Despite this, there are still a couple of dark clouds on the horizon.  The first is Russia’s continuing brutal assault on Ukraine, which looks set to continue for some time.  The critical position of China – which has good relations with Moscow – seems to be shifting slightly from support of the invasion to something way less than that with statements to the effect that it would have been better if it had not occurred.  However, China still sticks with the Cold War analysis that NATO has somehow caused the war.

Perhaps the most succinct pushback to this thinking came from Estonian Prime Minister Kaja Kalles, who said that NATO is a voluntary alliance that is not a threat to Russia – but it is a threat to Russian dreams of imperial expansion and conquest.  She politely ridiculed the idea of NATO invading anyone, pointing out that it will soon have 31 members when Finland and Sweden join and that dividing up conquered territory between so many partners of such different sizes is just plainly silly because it would be an impossible task.

One hopes that these sorts of comments will help reduce the paranoia of China, which continues to use outdated Marxist and Cold War language when talking about relations with the US and the region.  The main hang up of Beijing now appears to be more psychological than tangible, with repeated calls that the country needed to be treated with more respect.

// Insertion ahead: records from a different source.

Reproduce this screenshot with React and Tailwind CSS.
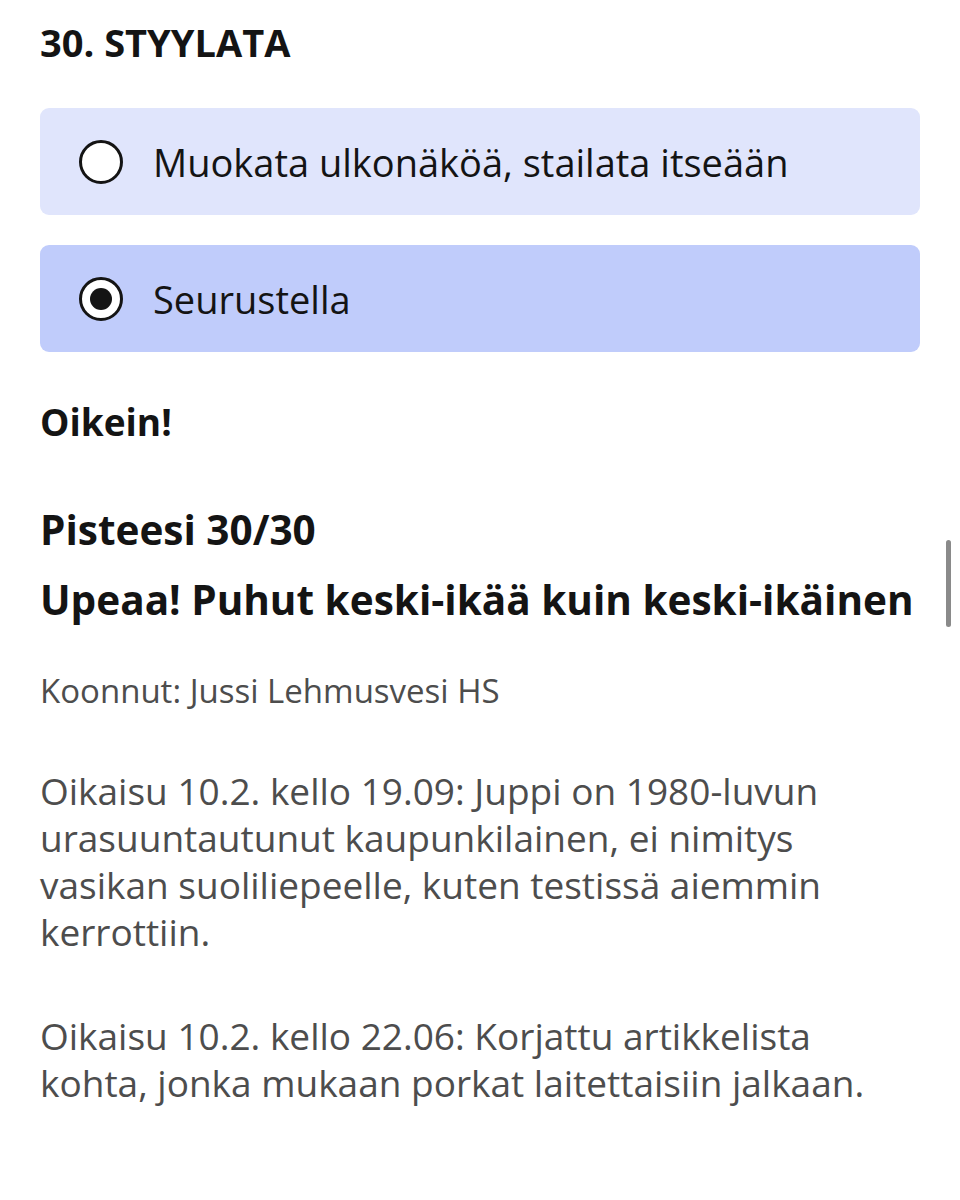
import { useState } from 'react';

const options = [
  { id: 'a', label: 'Muokata ulkonäköä, stailata itseään' },
  { id: 'b', label: 'Seurustella' },
];

const Radio = ({ checked }) => (
  <span className="flex h-[44px] w-[44px] shrink-0 items-center justify-center rounded-full border-[3px] border-[#141414] bg-white">
    {checked && <span className="h-[22px] w-[22px] rounded-full bg-[#141414]" />}
  </span>
);

export default function App() {
  const [valittu, setValittu] = useState('b');

  return (
    <div className="relative min-h-[1200px] bg-white px-10 pt-[20px] font-['Open_Sans',sans-serif] text-[#141414]">
      <h2 className="text-[38px] font-bold leading-[44px]">30. STYYLATA</h2>

      <div className="mt-[44px] flex flex-col gap-[30px]">
        {options.map((o) => (
          <button
            key={o.id}
            type="button"
            onClick={() => setValittu(o.id)}
            className={
              'flex h-[107px] items-center gap-[30px] rounded-[9px] pl-[39px] text-left ' +
              (valittu === o.id ? 'bg-[#c0ccfb]' : 'bg-[#e0e5fc]')
            }
          >
            <Radio checked={valittu === o.id} />
            <span className="text-[38px] leading-[44px]">{o.label}</span>
          </button>
        ))}
      </div>

      <p className="mt-[48px] text-[37px] font-bold leading-[44px]">Oikein!</p>

      <div className="mt-[51px] whitespace-nowrap text-[40.5px] font-bold leading-[70px]">
        <p>Pisteesi 30/30</p>
        <p>Upeaa! Puhut keski-ikää kuin keski-ikäinen</p>
      </div>

      <p className="mt-[36px] text-[33px] leading-[40px] text-[#4d4d4d]">Koonnut: Jussi Lehmusvesi HS</p>

      <div className="text-[37px] leading-[47px] text-[#4d4d4d]">
        <p className="mt-[56px]">
          Oikaisu 10.2. kello 19.09: Juppi on 1980-luvun
          <br />
          urasuuntautunut kaupunkilainen, ei nimitys
          <br />
          vasikan suoliliepeelle, kuten testissä aiemmin
          <br />
          kerrottiin.
        </p>
        <p className="mt-[57px]">
          Oikaisu 10.2. kello 22.06: Korjattu artikkelista
          <br />
          kohta, jonka mukaan porkat laitettaisiin jalkaan.
        </p>
      </div>

      <div className="absolute right-[9px] top-[540px] h-[87px] w-[5px] rounded-full bg-[#8a8a8a]" />
    </div>
  );
}
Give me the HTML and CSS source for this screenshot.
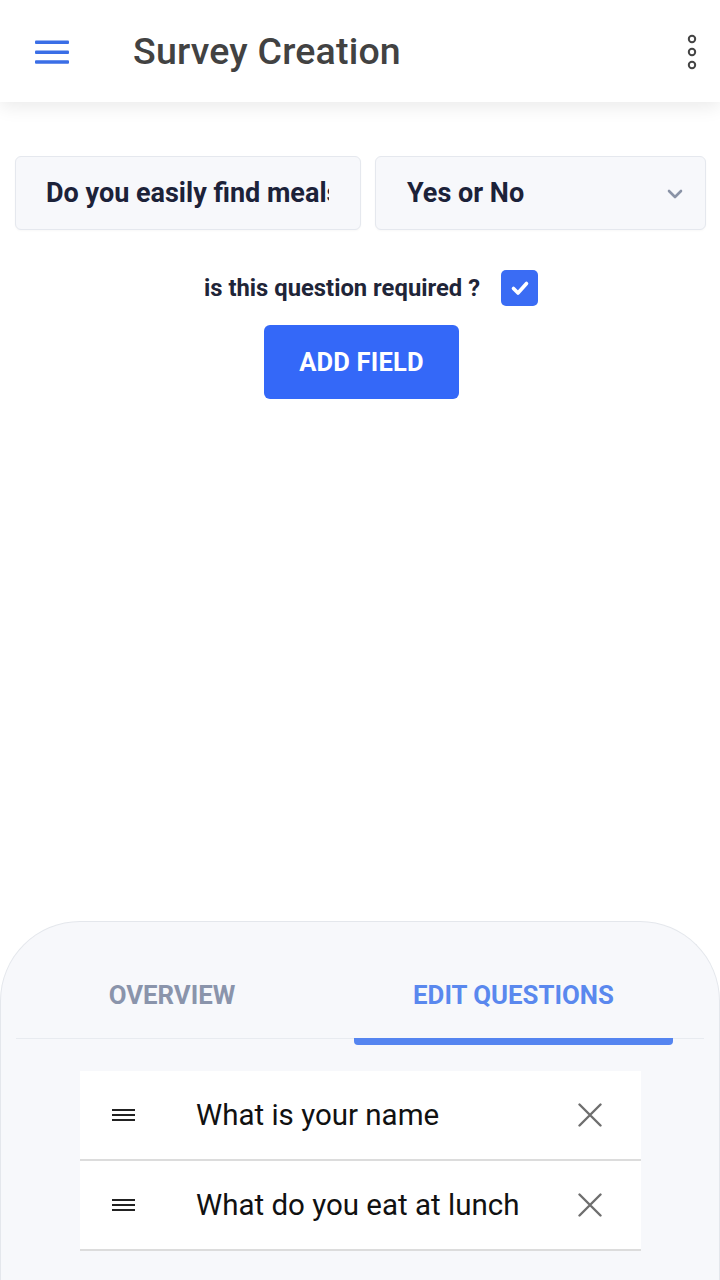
FILE: index.html
```html
<!DOCTYPE html>
<html lang="en">
<head>
<meta charset="utf-8">
<title>Survey Creation</title>
<link rel="stylesheet" href="styles.css">
</head>
<body>
<div class="page">
  <header class="appbar">
    <button class="icon-btn menu" aria-label="Menu">
      <svg width="34" height="24" viewBox="0 0 34 24"><rect x="0" y="0.5" width="34" height="3.6" rx="1" fill="#3a6ee6"/><rect x="0" y="10.5" width="34" height="3.6" rx="1" fill="#3a6ee6"/><rect x="0" y="20.2" width="34" height="3.6" rx="1" fill="#3a6ee6"/></svg>
    </button>
    <h1 class="title">Survey Creation</h1>
    <button class="icon-btn more" aria-label="More">
      <svg width="12" height="36" viewBox="0 0 12 36"><circle cx="6" cy="5" r="3.2" fill="none" stroke="#444" stroke-width="2"/><circle cx="6" cy="18" r="3.2" fill="none" stroke="#444" stroke-width="2"/><circle cx="6" cy="31" r="3.2" fill="none" stroke="#444" stroke-width="2"/></svg>
    </button>
  </header>

  <main class="content">
    <div class="field-row">
      <input class="field input" type="text" value="Do you easily find meals in your area?">
      <div class="field select">
        <span>Yes or No</span>
        <svg width="18" height="12" viewBox="0 0 18 12"><path d="M3 3l6 6 6-6" fill="none" stroke="#8a93a6" stroke-width="2.6" stroke-linecap="round" stroke-linejoin="round"/></svg>
      </div>
    </div>
    <label class="required">
      <span>is this question required ?</span>
      <span class="checkbox">
        <svg width="20" height="16" viewBox="0 0 20 16"><path d="M3.5 8.5l4.5 4.5L16.5 3.5" fill="none" stroke="#fff" stroke-width="3.6" stroke-linecap="round" stroke-linejoin="round"/></svg>
      </span>
    </label>
    <div class="actions">
      <button class="add-btn">ADD FIELD</button>
    </div>
  </main>

  <section class="sheet">
    <nav class="tabs">
      <div class="tab">OVERVIEW</div>
      <div class="tab active">EDIT QUESTIONS</div>
    </nav>
    <ul class="questions">
      <li class="question">
        <svg class="drag" width="23" height="14" viewBox="0 0 23 14"><rect y="1" width="23" height="2" fill="#222"/><rect y="6" width="23" height="2" fill="#222"/><rect y="11" width="23" height="2" fill="#222"/></svg>
        <span class="q-text">What is your name</span>
        <svg class="close" width="24" height="24" viewBox="0 0 24 24"><path d="M1.5 1.5l21 21M22.5 1.5l-21 21" stroke="#6e6e6e" stroke-width="2.4" stroke-linecap="round"/></svg>
      </li>
      <li class="question">
        <svg class="drag" width="23" height="14" viewBox="0 0 23 14"><rect y="1" width="23" height="2" fill="#222"/><rect y="6" width="23" height="2" fill="#222"/><rect y="11" width="23" height="2" fill="#222"/></svg>
        <span class="q-text">What do you eat at lunch</span>
        <svg class="close" width="24" height="24" viewBox="0 0 24 24"><path d="M1.5 1.5l21 21M22.5 1.5l-21 21" stroke="#6e6e6e" stroke-width="2.4" stroke-linecap="round"/></svg>
      </li>
    </ul>
  </section>
</div>
</body>
</html>
```

FILE: styles.css
```css
* { box-sizing: border-box; }
html, body { margin: 0; padding: 0; }
body {
  background: #fff;
  font-family: Roboto, "Liberation Sans", Arial, sans-serif;
  overflow: hidden;
}
.page {
  height: 1280px;
  display: flex;
  flex-direction: column;
}
.appbar {
  height: 102px;
  flex: none;
  display: flex;
  align-items: center;
  background: #fff;
  box-shadow: 0 4px 18px rgba(0, 0, 0, 0.09);
  position: relative;
  z-index: 1;
}
.icon-btn {
  background: none;
  border: 0;
  padding: 0;
  display: flex;
  align-items: center;
  justify-content: center;
  cursor: pointer;
}
.menu { margin-left: 35px; width: 34px; height: 24px; margin-top: 2px; }
.title {
  margin: 0 0 0 64px;
  font-size: 37.5px;
  font-weight: 500;
  color: #424242;
  flex: 1;
  letter-spacing: 0.2px;
}
.more { margin-right: 22px; margin-top: 2px; }

.content {
  flex: 1;
  padding: 54px 14px 0 15px;
}
.field-row {
  display: grid;
  grid-template-columns: 346px 1fr;
  column-gap: 14px;
}
.field {
  height: 74px;
  background: #f7f8fb;
  border: 1px solid #e5e8ee;
  border-radius: 6px;
  font-family: Roboto, "Liberation Sans", Arial, sans-serif;
  font-size: 27px;
  font-weight: 700;
  color: #1c2239;
  box-shadow: 0 1px 2px rgba(0, 0, 0, 0.03);
}
.input {
  width: 100%;
  padding: 0 31px 0 30px;
  outline: none;
}
.select {
  display: flex;
  align-items: center;
  justify-content: space-between;
  padding: 0 21px 0 31px;
}
.select svg { margin-top: 2px; }

.required {
  margin-top: 40px;
  display: flex;
  align-items: center;
  justify-content: center;
  gap: 21px;
  padding-left: 21px;
  font-size: 23.8px;
  font-weight: 700;
  color: #1f2538;
}
.checkbox {
  width: 37px;
  height: 36px;
  border-radius: 5px;
  background: #3a6cf4;
  display: flex;
  align-items: center;
  justify-content: center;
}
.actions {
  display: flex;
  justify-content: center;
  margin-top: 19px;
  padding-left: 2px;
}
.add-btn {
  width: 195px;
  height: 74px;
  border: 0;
  border-radius: 6px;
  background: #3468f8;
  color: #fff;
  font-family: Roboto, "Liberation Sans", Arial, sans-serif;
  font-size: 25.5px;
  font-weight: 700;
  letter-spacing: 0.2px;
}

.sheet {
  flex: none;
  height: 359px;
  background: #f7f8fb;
  border: 1px solid #e4e7ec;
  border-bottom: 0;
  border-radius: 80px 80px 0 0;
}
.tabs {
  margin: 0 15px;
  display: grid;
  grid-template-columns: 312px 319px;
  column-gap: 26px;
  border-bottom: 1px solid #e8ebf0;
  height: 117px;
  align-items: end;
}
.tab {
  text-align: center;
  font-size: 25.8px;
  font-weight: 700;
  color: #8a94ab;
  padding-bottom: 36px;
  height: 120px;
  display: flex;
  align-items: flex-end;
  justify-content: center;
  position: relative;
  top: 3px;
  line-height: 1;
}
.tab.active {
  color: #5a88ee;
  border-bottom: 7px solid #5585f0;
  border-radius: 4px;
  padding-bottom: 29px;
}
.questions {
  list-style: none;
  margin: 32px 78px 0 79px;
  padding: 0;
}
.question {
  height: 90px;
  background: #fff;
  border-bottom: 2px solid #dcdcdc;
  display: flex;
  align-items: center;
  padding-left: 32px;
}
.drag { flex: none; }
.q-text {
  margin-left: 61px;
  flex: 1;
  font-size: 29.5px;
  color: #111;
}
.close { flex: none; margin-right: 39px; }
```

It’s not entirely clear what China wants because if the Shangri-La Dialogue is anything to go by, speakers such as Anthony Albanese, Lloyd Austin, Richard Marles and others always spoke of China with great respect and civility.  Perhaps it just takes time for the message to sink in that countries wish to work together with China, not destroy it.

In fact, it is China’s rhetoric that continues to be a problem with speakers such as Minister Li suggesting that if people want peace then they should just stay out of the region, which is a practical and political impossibility.